--- begin Excerpted records ---

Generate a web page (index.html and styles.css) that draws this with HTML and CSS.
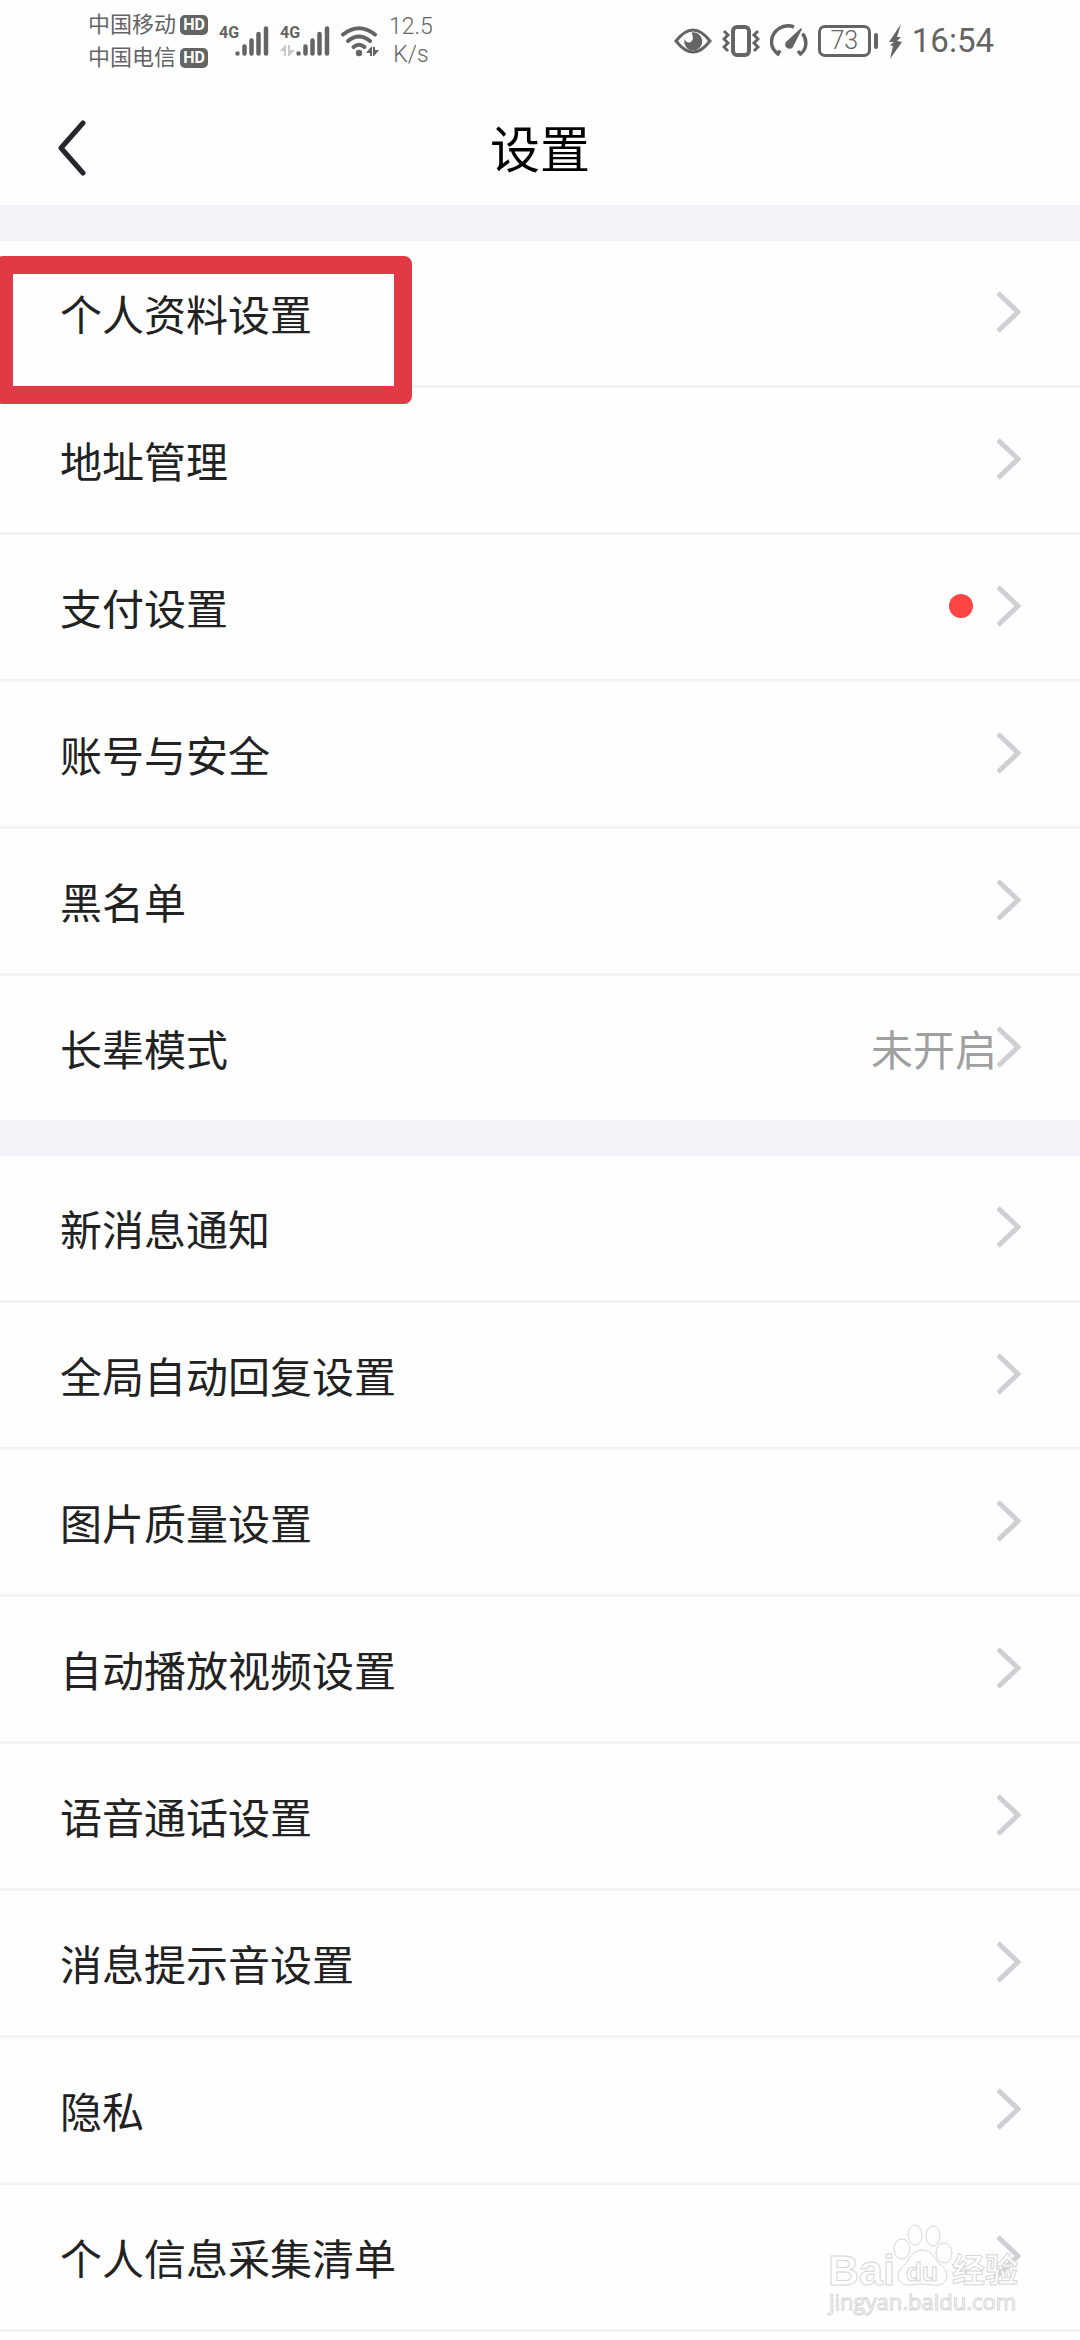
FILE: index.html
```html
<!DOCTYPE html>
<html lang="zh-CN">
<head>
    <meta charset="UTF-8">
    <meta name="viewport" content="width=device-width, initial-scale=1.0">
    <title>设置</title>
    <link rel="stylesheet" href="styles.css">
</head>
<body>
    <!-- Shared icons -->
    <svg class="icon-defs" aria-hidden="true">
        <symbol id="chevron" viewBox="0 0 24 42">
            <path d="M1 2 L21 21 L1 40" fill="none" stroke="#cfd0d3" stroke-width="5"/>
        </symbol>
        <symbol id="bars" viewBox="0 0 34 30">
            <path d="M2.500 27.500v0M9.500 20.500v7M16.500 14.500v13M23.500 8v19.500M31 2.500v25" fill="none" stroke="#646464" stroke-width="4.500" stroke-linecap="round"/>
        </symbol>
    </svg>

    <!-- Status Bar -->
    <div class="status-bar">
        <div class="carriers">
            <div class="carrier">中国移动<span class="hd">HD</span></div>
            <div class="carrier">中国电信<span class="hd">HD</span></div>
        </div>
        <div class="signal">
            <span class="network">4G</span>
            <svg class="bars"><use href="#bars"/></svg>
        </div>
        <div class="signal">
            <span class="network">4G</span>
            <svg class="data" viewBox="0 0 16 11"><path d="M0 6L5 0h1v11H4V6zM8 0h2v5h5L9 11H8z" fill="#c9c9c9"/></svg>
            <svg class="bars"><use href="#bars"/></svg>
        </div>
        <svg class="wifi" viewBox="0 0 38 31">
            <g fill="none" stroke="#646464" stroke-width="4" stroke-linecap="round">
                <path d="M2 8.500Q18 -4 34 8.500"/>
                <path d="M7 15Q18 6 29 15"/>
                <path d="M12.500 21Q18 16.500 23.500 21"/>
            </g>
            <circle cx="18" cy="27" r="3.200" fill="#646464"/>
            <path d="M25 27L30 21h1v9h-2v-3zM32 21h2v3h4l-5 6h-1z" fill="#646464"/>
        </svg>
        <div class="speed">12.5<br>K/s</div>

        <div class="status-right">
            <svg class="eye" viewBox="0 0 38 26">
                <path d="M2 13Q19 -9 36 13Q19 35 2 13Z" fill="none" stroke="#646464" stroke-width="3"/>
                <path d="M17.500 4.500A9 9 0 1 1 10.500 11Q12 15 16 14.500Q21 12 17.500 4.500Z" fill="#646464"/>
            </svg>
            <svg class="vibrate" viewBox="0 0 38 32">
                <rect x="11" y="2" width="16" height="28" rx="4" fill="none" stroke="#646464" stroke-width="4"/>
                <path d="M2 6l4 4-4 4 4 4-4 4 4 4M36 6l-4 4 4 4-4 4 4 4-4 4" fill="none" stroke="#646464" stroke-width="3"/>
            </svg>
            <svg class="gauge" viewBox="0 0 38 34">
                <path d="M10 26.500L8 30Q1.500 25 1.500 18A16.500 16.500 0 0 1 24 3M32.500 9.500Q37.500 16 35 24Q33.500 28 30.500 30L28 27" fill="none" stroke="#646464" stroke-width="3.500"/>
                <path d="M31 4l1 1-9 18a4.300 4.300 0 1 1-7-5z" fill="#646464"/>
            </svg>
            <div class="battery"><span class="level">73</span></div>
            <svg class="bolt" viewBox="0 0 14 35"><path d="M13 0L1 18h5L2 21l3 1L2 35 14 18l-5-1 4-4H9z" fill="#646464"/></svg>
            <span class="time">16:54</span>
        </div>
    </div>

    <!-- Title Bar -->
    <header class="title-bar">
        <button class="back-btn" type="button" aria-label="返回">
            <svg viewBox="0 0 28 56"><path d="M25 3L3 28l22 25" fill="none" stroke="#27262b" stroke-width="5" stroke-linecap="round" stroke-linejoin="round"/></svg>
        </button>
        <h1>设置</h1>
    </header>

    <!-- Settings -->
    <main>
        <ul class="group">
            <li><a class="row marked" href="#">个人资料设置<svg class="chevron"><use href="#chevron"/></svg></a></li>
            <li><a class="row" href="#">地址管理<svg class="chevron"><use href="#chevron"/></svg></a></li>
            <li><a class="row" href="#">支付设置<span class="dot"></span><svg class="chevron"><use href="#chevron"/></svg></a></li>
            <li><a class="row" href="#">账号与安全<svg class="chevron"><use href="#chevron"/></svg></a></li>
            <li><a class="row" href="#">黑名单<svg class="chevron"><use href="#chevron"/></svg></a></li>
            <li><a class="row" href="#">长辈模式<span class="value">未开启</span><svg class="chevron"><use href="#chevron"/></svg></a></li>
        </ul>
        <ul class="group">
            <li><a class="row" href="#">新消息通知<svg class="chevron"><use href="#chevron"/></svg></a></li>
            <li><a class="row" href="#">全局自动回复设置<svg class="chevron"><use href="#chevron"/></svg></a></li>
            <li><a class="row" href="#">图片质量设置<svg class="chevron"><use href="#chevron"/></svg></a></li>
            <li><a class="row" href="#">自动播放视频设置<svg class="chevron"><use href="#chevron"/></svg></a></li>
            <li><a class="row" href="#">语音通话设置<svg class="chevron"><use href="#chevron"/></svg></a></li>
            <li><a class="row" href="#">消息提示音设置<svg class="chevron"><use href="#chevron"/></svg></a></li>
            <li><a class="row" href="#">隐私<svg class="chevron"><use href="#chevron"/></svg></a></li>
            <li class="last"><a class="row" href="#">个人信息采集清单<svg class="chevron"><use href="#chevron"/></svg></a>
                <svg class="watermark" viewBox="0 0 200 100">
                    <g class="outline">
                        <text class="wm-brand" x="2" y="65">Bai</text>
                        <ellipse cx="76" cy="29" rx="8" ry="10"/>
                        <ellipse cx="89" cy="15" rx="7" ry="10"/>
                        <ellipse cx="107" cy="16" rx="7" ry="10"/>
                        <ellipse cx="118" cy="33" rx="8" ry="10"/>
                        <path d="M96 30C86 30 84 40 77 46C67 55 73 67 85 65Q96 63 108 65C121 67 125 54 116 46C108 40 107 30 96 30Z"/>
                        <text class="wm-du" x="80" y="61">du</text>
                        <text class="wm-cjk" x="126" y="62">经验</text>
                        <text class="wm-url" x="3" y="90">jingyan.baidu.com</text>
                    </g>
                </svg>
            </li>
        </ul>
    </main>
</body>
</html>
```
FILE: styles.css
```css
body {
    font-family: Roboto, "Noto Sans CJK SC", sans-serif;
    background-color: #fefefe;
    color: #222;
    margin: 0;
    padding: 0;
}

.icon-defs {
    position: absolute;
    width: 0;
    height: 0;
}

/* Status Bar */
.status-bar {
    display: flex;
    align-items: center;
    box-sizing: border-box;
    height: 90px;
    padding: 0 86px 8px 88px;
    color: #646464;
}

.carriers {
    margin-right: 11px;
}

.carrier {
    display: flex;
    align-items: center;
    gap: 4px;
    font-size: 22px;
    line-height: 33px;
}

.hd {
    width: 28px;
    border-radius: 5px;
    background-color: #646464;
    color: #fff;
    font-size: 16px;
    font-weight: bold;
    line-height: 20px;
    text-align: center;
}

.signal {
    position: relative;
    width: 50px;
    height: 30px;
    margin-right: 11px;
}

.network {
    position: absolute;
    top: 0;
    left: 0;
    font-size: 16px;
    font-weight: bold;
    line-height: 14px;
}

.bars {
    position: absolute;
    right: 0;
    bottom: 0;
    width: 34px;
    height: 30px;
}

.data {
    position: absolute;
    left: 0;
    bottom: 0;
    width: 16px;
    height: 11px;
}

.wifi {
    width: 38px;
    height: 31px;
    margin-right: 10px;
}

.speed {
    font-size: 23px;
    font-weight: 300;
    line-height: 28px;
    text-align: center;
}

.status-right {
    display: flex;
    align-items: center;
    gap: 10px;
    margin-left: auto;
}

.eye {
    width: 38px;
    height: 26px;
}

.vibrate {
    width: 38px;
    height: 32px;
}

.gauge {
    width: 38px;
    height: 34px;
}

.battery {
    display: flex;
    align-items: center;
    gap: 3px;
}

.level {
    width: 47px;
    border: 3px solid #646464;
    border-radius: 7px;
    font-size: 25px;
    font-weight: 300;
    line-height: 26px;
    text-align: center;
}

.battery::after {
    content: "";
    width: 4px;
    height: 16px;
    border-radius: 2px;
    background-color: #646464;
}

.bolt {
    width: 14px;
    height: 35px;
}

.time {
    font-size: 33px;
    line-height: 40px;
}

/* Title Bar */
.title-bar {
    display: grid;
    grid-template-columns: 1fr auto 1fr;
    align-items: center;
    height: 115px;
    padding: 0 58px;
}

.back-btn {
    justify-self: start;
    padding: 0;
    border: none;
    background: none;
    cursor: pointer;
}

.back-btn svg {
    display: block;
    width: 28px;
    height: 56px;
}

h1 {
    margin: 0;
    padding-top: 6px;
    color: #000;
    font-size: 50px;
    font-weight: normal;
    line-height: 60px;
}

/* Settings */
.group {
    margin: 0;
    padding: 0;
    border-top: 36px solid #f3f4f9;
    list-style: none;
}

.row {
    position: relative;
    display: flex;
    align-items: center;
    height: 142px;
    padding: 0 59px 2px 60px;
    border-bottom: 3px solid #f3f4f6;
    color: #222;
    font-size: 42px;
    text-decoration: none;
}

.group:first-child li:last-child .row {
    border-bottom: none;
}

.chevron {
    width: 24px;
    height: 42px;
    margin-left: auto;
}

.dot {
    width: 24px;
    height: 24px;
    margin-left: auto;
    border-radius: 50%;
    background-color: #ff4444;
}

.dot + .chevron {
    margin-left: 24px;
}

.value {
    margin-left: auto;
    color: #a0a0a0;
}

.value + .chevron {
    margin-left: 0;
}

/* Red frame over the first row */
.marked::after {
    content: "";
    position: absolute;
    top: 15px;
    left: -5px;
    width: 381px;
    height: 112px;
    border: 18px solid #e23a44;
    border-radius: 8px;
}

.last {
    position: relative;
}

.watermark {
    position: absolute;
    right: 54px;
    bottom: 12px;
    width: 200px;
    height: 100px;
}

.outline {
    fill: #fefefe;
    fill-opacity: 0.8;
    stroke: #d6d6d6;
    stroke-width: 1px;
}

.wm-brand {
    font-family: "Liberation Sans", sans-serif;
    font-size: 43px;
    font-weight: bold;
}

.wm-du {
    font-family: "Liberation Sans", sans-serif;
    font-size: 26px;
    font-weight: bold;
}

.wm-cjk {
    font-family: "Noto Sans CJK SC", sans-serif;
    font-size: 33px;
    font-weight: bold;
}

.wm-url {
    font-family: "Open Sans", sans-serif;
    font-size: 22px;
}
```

--- end Excerpted records ---
--- begin Excerpted records ---

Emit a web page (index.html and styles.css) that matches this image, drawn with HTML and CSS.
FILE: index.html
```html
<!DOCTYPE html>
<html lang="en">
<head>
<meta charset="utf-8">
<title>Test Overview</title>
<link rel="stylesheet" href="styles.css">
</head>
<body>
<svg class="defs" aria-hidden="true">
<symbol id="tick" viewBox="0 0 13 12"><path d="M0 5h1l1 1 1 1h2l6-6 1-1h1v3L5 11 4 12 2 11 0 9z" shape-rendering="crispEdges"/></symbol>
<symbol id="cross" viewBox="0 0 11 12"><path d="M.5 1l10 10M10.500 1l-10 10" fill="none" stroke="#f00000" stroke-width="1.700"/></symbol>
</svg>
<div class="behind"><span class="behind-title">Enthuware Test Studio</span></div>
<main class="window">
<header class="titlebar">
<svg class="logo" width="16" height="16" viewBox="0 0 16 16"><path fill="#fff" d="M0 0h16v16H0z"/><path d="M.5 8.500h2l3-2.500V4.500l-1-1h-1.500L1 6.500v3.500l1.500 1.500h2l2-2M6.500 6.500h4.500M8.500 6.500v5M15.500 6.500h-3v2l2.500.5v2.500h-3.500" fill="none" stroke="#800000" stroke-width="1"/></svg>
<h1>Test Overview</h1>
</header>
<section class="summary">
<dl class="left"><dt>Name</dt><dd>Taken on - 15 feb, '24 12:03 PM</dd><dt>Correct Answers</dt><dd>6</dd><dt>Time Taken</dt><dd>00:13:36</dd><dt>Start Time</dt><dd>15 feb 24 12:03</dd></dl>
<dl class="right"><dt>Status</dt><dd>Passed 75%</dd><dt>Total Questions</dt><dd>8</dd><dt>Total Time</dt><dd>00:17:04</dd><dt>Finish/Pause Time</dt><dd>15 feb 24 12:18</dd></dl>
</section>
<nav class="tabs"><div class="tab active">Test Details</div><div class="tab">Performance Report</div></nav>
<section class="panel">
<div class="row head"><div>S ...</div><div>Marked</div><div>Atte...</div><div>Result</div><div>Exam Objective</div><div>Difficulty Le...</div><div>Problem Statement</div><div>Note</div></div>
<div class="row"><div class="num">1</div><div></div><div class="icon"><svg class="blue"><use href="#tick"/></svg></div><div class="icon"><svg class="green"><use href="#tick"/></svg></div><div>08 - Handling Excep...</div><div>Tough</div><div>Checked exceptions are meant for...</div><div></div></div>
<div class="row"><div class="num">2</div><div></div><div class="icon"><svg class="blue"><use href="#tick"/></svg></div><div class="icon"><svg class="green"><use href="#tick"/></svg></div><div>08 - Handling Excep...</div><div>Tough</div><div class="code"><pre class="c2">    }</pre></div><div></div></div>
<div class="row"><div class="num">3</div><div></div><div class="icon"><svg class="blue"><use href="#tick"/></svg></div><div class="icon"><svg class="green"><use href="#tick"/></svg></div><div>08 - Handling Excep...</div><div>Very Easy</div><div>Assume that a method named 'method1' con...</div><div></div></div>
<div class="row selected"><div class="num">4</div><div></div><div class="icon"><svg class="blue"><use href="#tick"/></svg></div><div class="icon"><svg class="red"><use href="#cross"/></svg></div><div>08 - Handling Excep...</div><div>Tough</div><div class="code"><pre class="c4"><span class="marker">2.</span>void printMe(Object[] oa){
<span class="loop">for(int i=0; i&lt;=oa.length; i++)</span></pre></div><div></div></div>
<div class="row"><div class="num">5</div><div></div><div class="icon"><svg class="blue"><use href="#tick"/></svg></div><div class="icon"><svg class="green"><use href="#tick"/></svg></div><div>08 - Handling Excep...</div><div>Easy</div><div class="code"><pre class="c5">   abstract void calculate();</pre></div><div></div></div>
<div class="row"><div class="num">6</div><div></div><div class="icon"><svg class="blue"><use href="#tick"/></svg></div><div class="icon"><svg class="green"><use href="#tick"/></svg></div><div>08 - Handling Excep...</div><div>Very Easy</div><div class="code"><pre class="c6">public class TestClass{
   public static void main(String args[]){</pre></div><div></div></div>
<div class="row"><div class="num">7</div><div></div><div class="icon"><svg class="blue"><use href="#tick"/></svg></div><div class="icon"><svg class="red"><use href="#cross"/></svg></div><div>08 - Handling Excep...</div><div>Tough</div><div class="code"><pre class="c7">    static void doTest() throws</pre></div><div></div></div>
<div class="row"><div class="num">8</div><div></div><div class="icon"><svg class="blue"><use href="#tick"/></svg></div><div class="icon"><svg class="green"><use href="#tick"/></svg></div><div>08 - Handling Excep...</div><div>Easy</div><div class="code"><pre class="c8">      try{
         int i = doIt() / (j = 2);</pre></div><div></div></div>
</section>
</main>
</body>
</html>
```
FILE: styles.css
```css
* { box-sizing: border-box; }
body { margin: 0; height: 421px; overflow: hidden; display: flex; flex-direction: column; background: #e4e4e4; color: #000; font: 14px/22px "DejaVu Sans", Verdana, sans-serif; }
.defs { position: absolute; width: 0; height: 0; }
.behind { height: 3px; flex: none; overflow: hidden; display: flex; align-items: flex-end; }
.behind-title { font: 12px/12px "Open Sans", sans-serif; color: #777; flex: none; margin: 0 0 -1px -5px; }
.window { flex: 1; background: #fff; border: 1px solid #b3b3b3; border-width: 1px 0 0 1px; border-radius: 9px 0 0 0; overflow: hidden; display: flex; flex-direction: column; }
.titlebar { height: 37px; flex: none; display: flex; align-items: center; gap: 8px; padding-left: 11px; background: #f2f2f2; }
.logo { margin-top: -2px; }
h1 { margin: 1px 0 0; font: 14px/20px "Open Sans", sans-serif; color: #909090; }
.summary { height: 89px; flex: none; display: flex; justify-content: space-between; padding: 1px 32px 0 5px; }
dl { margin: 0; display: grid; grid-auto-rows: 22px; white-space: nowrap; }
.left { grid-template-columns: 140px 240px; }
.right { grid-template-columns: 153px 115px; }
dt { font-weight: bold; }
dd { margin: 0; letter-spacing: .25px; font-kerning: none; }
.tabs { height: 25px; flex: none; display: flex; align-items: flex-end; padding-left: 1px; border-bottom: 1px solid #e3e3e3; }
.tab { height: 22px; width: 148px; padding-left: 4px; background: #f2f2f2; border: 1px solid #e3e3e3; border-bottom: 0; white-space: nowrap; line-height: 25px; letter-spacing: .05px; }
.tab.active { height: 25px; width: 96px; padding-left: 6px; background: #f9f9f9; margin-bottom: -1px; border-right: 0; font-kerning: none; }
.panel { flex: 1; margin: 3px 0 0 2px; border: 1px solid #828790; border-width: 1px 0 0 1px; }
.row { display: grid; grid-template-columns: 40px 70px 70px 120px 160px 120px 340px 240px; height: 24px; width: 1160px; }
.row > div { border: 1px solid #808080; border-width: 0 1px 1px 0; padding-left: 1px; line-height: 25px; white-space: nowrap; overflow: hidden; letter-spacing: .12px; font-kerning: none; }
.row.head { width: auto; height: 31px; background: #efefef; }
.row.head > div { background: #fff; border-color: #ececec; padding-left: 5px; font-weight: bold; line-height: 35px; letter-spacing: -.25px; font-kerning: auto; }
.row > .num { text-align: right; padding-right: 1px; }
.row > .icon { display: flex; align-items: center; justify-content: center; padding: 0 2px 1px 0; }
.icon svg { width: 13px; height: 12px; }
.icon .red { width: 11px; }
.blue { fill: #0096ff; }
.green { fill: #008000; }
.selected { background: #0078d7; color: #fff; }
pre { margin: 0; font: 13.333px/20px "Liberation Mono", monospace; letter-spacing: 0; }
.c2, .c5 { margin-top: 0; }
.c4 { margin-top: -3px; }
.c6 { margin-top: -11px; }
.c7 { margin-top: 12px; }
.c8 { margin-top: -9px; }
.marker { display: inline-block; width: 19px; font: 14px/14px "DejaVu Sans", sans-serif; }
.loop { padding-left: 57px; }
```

--- end Excerpted records ---

### Exercise instructions
Locate the word "with" in the entries, and copy every line where it is found.

### Task solution
Generate a web page (index.html and styles.css) that draws this with HTML and CSS.
Emit a web page (index.html and styles.css) that matches this image, drawn with HTML and CSS.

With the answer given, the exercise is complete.